--- Start MATERIAL PROVIDED ---
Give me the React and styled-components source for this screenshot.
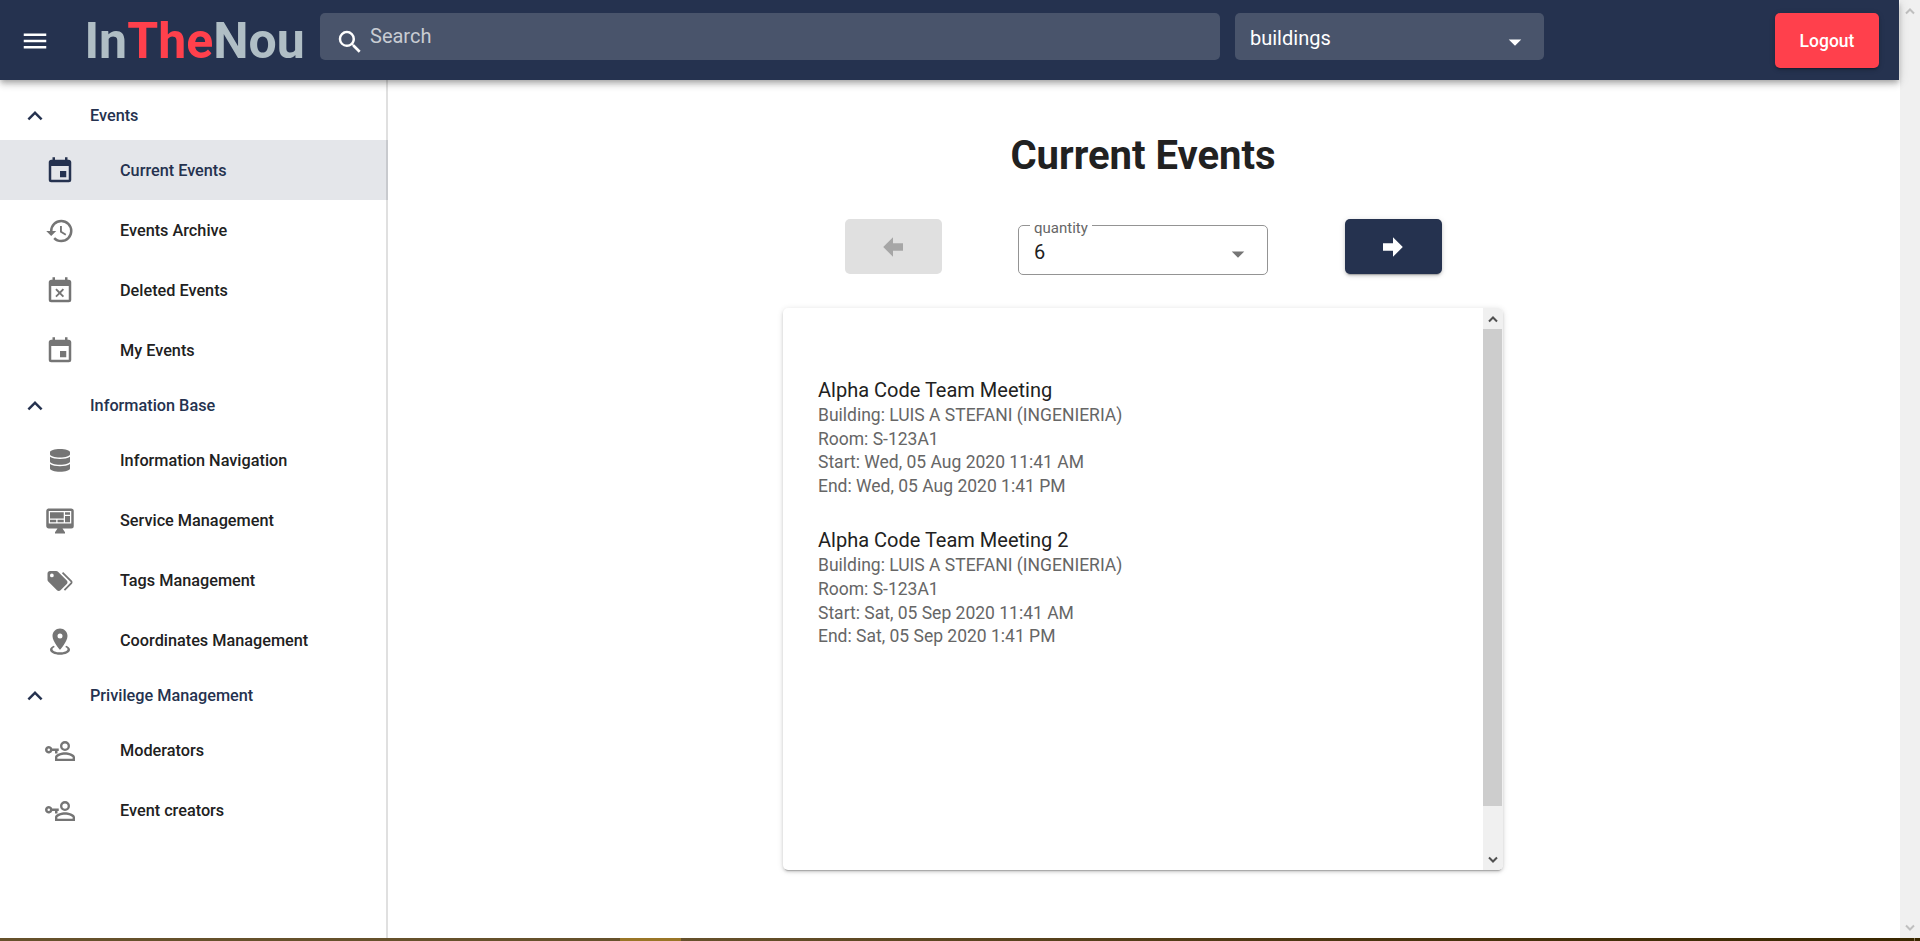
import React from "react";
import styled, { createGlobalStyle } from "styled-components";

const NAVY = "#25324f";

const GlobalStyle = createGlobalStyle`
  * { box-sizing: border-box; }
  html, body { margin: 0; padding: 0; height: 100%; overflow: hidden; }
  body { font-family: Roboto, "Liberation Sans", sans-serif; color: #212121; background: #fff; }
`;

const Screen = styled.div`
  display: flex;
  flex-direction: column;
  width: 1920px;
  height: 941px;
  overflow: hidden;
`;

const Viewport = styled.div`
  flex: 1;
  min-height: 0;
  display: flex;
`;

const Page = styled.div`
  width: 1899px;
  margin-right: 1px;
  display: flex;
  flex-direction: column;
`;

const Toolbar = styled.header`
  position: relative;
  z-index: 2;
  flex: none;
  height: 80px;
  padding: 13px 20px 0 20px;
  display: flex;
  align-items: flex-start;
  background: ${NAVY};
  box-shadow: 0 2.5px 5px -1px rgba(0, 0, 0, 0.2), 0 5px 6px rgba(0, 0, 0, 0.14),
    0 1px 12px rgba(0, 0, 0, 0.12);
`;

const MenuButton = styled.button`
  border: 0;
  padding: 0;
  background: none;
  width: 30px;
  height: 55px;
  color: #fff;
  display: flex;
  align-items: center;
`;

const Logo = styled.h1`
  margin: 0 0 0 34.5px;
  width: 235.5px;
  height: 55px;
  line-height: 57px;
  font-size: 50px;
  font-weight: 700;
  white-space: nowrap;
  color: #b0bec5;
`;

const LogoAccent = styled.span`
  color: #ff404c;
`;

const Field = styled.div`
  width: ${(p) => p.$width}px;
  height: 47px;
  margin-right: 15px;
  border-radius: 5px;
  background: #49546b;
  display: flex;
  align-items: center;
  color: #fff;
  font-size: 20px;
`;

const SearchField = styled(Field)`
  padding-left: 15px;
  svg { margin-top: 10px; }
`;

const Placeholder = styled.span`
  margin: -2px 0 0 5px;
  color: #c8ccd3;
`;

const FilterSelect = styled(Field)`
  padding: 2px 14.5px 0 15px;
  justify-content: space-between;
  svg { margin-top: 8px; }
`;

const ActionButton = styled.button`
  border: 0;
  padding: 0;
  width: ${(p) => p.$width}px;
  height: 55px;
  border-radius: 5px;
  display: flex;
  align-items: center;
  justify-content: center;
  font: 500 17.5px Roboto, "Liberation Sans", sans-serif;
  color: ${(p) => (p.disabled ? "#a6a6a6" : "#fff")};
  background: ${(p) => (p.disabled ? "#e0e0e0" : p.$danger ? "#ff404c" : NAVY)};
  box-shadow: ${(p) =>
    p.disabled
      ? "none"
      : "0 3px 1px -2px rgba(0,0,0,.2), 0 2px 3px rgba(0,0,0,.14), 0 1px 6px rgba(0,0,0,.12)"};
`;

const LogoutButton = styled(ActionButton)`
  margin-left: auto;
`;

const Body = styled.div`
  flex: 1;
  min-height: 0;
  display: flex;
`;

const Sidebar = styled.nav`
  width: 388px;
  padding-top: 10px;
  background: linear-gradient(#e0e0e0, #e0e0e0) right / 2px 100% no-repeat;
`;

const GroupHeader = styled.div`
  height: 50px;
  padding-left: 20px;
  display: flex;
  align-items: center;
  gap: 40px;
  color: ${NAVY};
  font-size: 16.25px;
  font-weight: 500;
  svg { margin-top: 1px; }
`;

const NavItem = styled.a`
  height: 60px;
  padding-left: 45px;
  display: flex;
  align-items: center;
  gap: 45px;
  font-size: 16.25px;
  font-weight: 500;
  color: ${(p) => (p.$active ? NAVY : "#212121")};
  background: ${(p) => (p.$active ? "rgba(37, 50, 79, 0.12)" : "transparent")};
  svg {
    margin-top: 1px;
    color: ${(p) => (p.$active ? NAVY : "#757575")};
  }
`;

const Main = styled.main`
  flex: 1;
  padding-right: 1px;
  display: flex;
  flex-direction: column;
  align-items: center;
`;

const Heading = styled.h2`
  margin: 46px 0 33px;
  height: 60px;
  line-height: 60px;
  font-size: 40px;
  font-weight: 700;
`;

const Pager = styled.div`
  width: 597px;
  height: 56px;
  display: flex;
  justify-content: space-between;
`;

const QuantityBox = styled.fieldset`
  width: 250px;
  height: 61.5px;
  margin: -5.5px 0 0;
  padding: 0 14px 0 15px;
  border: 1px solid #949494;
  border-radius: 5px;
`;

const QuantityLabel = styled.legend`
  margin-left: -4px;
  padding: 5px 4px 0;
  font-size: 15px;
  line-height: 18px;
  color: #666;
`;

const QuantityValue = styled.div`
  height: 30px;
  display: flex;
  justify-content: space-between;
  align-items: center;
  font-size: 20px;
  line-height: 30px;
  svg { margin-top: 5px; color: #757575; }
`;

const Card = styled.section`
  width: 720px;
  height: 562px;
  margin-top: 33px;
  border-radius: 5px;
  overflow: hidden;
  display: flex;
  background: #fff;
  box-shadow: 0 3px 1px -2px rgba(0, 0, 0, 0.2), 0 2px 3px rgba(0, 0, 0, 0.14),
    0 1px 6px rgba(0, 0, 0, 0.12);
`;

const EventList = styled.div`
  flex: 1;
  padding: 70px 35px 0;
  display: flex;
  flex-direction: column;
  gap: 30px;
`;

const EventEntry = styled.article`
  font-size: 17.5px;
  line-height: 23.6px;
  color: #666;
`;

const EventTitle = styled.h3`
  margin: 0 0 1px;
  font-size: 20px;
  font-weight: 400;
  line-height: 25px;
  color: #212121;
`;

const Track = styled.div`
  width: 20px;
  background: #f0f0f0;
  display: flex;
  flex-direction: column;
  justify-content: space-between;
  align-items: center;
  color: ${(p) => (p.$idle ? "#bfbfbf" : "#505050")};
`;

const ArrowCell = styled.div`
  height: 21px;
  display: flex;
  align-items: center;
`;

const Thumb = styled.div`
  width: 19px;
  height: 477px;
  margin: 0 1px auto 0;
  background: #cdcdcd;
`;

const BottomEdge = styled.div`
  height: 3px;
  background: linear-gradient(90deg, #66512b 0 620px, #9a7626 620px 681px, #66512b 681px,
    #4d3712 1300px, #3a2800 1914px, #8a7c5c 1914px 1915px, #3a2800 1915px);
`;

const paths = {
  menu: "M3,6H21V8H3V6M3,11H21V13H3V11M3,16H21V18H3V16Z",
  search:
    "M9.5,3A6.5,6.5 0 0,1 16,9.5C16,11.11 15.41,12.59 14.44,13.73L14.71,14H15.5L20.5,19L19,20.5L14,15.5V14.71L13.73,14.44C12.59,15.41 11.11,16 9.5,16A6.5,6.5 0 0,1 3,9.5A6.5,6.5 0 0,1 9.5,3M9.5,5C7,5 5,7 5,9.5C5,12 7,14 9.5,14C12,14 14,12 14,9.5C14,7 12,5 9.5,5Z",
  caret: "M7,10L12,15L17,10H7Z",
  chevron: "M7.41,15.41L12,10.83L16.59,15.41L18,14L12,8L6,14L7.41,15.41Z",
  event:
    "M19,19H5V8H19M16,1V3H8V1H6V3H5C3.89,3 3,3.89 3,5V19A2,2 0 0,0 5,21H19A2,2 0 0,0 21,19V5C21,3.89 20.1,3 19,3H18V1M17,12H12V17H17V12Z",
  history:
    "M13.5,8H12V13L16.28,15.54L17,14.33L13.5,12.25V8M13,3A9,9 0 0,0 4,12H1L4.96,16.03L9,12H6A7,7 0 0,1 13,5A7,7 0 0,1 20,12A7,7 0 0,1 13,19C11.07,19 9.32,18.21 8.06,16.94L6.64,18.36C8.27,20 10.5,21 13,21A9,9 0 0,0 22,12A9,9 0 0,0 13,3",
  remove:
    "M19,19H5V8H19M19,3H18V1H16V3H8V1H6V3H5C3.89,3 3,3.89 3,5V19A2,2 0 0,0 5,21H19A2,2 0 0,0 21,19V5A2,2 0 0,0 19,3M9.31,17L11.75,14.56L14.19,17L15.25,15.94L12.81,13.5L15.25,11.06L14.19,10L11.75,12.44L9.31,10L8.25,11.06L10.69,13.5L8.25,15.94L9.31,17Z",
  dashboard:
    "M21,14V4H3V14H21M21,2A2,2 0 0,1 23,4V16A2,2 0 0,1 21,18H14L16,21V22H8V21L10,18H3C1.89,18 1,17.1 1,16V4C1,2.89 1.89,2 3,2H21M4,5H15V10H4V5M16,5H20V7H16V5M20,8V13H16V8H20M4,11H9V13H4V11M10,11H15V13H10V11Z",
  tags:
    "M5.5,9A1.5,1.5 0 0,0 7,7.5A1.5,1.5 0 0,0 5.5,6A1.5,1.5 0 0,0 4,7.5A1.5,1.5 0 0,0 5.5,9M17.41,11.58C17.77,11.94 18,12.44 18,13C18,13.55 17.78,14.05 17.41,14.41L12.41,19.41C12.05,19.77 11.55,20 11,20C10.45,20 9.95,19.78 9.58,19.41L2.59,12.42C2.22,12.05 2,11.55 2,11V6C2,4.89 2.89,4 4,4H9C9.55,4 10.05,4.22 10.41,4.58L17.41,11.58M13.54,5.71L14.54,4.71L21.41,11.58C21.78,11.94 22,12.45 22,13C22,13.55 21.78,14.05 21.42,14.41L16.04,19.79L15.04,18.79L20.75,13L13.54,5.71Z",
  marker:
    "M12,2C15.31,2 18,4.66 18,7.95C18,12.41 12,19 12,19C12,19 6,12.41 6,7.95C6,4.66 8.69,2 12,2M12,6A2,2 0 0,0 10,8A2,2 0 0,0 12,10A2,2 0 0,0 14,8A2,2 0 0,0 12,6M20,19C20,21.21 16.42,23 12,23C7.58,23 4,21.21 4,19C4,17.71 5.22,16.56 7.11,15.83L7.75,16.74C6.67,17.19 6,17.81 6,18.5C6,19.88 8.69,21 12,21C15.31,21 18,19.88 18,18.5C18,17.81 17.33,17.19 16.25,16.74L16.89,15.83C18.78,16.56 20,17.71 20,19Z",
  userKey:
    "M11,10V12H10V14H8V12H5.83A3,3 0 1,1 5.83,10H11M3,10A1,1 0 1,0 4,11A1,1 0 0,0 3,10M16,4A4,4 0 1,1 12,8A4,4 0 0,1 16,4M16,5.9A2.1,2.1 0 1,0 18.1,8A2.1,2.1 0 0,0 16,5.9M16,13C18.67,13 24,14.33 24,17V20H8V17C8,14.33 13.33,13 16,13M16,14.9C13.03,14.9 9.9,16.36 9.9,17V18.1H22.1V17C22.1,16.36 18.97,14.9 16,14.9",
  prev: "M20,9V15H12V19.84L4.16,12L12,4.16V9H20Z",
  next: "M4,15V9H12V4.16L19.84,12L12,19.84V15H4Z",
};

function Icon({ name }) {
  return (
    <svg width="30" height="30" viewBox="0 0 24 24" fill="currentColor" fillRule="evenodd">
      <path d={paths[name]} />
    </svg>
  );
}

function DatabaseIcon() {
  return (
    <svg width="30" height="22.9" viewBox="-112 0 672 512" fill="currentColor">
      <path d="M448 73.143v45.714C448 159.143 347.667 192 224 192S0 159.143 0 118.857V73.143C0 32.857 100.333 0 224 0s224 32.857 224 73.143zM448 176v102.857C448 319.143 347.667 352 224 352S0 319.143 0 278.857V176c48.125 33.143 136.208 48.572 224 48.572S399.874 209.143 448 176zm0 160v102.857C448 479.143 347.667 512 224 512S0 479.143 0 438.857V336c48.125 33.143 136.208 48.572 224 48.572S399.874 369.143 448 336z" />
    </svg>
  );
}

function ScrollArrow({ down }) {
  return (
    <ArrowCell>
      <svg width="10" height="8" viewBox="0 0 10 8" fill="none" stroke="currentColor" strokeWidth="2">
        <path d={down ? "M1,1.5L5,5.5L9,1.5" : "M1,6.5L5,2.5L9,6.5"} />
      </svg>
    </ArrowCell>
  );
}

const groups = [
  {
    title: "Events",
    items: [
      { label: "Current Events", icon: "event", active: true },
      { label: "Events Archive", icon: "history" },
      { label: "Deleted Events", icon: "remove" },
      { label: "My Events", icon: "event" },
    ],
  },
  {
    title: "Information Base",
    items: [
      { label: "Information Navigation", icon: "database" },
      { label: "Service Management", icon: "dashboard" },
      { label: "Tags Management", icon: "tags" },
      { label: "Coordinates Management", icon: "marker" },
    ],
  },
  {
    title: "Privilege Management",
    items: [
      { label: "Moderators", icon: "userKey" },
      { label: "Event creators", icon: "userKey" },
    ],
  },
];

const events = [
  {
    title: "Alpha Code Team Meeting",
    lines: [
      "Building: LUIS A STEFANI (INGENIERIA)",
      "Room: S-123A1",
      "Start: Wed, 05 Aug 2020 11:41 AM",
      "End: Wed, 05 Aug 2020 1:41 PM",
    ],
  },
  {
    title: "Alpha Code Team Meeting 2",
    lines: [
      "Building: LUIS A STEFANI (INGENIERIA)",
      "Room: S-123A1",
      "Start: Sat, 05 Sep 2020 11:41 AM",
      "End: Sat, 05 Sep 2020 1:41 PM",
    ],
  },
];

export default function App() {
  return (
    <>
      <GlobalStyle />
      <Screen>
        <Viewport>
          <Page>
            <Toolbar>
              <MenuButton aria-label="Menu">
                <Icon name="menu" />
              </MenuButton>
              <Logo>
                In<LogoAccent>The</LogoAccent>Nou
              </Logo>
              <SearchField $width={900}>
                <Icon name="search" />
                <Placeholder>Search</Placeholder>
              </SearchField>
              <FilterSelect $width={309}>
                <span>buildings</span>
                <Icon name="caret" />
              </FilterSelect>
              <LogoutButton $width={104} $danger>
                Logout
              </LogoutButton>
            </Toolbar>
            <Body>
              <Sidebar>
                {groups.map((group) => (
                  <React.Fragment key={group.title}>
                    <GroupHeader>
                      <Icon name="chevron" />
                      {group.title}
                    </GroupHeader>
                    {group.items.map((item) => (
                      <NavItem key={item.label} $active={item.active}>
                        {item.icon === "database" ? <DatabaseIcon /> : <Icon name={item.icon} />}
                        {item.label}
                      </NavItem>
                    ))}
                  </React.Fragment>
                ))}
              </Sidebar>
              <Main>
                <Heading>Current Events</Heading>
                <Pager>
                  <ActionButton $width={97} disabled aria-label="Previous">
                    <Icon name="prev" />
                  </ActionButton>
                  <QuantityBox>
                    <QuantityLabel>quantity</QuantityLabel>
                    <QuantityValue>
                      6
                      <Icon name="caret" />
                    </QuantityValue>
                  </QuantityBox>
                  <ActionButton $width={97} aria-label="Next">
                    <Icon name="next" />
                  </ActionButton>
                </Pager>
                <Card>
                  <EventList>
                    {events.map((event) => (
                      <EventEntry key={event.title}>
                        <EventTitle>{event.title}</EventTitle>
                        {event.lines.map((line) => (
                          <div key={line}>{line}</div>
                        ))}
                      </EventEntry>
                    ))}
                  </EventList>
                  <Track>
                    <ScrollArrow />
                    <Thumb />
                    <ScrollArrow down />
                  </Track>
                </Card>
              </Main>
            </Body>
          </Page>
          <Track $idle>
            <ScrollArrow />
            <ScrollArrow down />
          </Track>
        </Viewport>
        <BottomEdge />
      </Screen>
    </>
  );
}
--- End MATERIAL PROVIDED ---
» SHORT EXERCISE:
Copy out all lines from the material above that contain the string "components".

» SOLVED PROBLEM:
Give me the React and styled-components source for this screenshot.
import styled, { createGlobalStyle } from "styled-components";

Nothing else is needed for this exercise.